The Bill is based on the recommendations of the Local Government and Public Health Consolidation (Scotland) Committee. This Committee, which is under the Chairmanship of Sir John Jeffrey and includes representatives of the local authorities in Scotland and of the different Parliamentary Parties, was appointed by the Secretary of State some eighteen months ago with a view to the consolidation of the law in Scotland relating to local government and public health. The effect of Clauses 1 and 3 of this Bill is to repeal the provisions of the law relating to disqualification on account of an interest in a contract and the provisions of the Housing Acts to which I have already referred. Clause 2 substitutes a provision that if a member of a local authority has any pecuniary interest in any contract, proposed contract or other matter, he shall disclose the fact and shall be precluded from taking part in any discussion or vote upon that matter. Provision is also made for the removal of any disability by the Secretary of State where it is in the interests of the inhabitants of the area for him to do so or where the transaction of any particular item of business would be seriously impeded.

The principle of disqualification for voting in place of disqualification for membership of an authority has been followed, as regards housing business, in the various Housing Acts since 1890 and provisions similar to those to which I have referred were extended to local authority business generally in England by Section 76 of the Local Government Act of 1933. This was done on the recommendations of a Departmental Committee appointed by the Minister of Health. Clause 2 also provides that the Secretary of State may, with the consent of the council, himself transact any particular item of business on their behalf. This provision has been framed with those cases in view in which the whole or practically the whole of the members of a council might be disqualified from discussion or voting upon a matter under the Bill, particularly in relation to such matters as the fixing of rents for council houses. The provisions of the Bill have been universally accepted, I think, as desirable for placing Scotland in this matter on the same footing as England. I beg to move that the Bill be now read a second time.
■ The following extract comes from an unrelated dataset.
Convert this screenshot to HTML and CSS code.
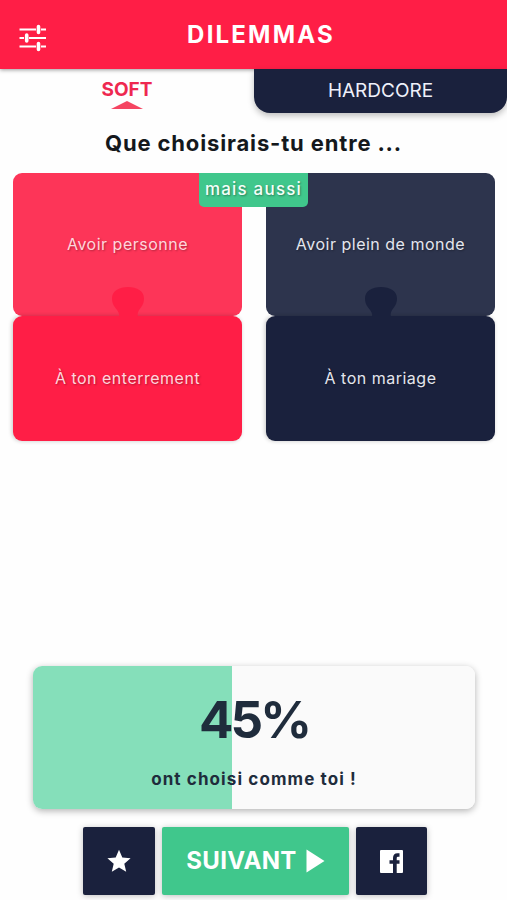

Moved, That the Bill be now read 2a.—(The Marquess of Zetland.)

4.41 p.m.


My Lords, amongst my noble friends on this side of the House I have the closest connection with Scottish matters although in regard to most other matters I qualify as an English resident. As, however, the noble Marquess the Secretary of State for India is in charge of all Scottish matters in your Lordships' House, I think I can claim nearer relationship with the people of Scotland than he can with any of the inhabitants of India for whom he is responsible. Therefore I think your Lordships will not object to my saying a few words on this Bill. As the noble Marquess said, this Bill is urgently needed to meet a ridiculous state of affairs on certain Scottish councils. Not only, I understand, was anyone living in a council house precluded from taking any part in housing business, but any member of a co-operative society—and, as your Lordships know, co-operative societies are very strong north of the border—was precluded from taking any part in proceedings relating to contracts which co-operative societies might hold and might not even be allowed to sit as a member of the council. Obviously that was never the intention of the Acts of Parliament. This Bill was accepted, and indeed supported, by my right honourable and honourable friends in another place, and therefore we on these Benches have no desire to do other than accept it. At the same time we realise that in bringing in this Bill the Government have no intention in any way of weakening the safeguards against possible corruption in local government, any more than they have, I understand, any intention of turning a blind eye to possible breaches of contracts in national government where special interests may arise. Therefore we desire to support the Bill.

4.43 p.m.


My Lords, I should like to ask the noble Marquess the Secretary of State a question on this Bill. The provisions of the Bill have now been put into the London Consolidation Bill and made applicable to the borough councils in London. These provisions, though part of the general law in England, did not apply to borough councils in London. That is my excuse for intervening in this debate. I should like to ask the noble Marquess a question with reference to the latter part of subsection (8) of Clause 2. It says: … the Secretary of State may also on any such application or otherwise and subject to such conditions as he may think fit to impose remove the disability in any other case in which it appears to him that it is in the interests of the inhabitants of the area that he should do so. The first part relates to the members of co-operative societies, but it is the latter part about which I am in doubt.


My Lords, that would cover the case of housing business. As the noble Lord himself pointed out, the first part refers to contracts with societies, but provision is also made to enable the Secretary of State to take action in the case of difficulties arising in the administration of the Housing Acts.

On Question, Bill read 2a, and committed to a Committee of the Whole House.